Information shown –
##########
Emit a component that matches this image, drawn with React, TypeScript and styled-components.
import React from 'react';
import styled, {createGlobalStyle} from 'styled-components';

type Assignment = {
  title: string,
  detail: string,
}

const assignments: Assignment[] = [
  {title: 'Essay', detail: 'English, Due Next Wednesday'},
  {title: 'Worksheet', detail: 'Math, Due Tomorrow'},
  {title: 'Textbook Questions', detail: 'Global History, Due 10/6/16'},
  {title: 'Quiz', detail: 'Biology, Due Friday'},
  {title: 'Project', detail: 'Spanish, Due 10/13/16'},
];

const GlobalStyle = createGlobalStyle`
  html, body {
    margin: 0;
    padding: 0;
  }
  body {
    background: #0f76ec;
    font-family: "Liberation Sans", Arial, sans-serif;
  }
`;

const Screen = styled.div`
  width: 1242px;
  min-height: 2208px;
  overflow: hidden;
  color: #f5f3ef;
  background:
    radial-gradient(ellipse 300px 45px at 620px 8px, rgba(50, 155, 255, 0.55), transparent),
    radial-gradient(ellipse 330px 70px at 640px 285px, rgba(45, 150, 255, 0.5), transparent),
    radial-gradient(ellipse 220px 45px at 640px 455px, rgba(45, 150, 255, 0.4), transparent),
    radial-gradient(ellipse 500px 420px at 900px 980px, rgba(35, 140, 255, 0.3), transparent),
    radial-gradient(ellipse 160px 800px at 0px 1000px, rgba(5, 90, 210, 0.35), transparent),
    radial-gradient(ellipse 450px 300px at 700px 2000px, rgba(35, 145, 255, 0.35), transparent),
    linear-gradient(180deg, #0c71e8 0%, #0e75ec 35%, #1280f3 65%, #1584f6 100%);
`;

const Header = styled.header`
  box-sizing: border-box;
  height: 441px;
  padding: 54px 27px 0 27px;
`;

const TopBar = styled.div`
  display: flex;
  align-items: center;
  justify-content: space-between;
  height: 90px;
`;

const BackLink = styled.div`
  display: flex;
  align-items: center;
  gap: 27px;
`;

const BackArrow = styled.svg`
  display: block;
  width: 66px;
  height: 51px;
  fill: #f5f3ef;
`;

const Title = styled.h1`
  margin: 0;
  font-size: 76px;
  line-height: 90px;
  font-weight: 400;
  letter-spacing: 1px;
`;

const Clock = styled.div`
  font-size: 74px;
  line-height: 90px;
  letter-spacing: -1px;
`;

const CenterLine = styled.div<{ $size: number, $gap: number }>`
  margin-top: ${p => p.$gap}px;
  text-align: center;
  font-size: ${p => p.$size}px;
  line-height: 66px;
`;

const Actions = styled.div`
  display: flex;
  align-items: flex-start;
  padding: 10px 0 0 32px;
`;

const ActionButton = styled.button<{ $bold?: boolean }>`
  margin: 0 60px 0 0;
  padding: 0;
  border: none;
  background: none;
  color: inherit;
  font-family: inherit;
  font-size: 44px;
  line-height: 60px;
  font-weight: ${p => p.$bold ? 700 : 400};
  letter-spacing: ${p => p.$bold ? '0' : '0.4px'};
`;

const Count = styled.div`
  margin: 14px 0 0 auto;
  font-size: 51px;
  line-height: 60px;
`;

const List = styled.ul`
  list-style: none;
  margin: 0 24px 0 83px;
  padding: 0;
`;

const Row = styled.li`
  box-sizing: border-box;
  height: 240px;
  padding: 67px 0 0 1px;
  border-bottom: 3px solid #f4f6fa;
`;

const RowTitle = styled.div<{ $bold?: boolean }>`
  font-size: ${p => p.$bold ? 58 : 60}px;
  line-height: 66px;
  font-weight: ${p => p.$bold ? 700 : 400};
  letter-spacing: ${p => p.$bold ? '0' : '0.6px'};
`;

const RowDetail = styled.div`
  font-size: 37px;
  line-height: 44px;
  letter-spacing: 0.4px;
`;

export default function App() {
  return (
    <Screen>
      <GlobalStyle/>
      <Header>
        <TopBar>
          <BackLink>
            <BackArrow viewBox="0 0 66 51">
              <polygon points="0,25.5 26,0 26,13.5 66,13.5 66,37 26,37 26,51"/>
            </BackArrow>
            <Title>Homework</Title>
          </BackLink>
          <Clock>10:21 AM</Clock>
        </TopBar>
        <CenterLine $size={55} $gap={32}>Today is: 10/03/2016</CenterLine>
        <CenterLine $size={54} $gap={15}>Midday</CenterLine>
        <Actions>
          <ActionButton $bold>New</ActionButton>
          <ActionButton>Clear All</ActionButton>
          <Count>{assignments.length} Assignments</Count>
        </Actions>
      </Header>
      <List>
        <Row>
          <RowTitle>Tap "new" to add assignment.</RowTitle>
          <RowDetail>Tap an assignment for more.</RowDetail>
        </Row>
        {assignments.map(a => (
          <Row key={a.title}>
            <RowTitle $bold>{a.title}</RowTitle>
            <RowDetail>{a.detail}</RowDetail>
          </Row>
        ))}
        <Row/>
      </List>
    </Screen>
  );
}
##########
Work to complete – Where a line of the data holds "React", show that line.

In response –
Emit a component that matches this image, drawn with React, TypeScript and styled-components.
import React from 'react';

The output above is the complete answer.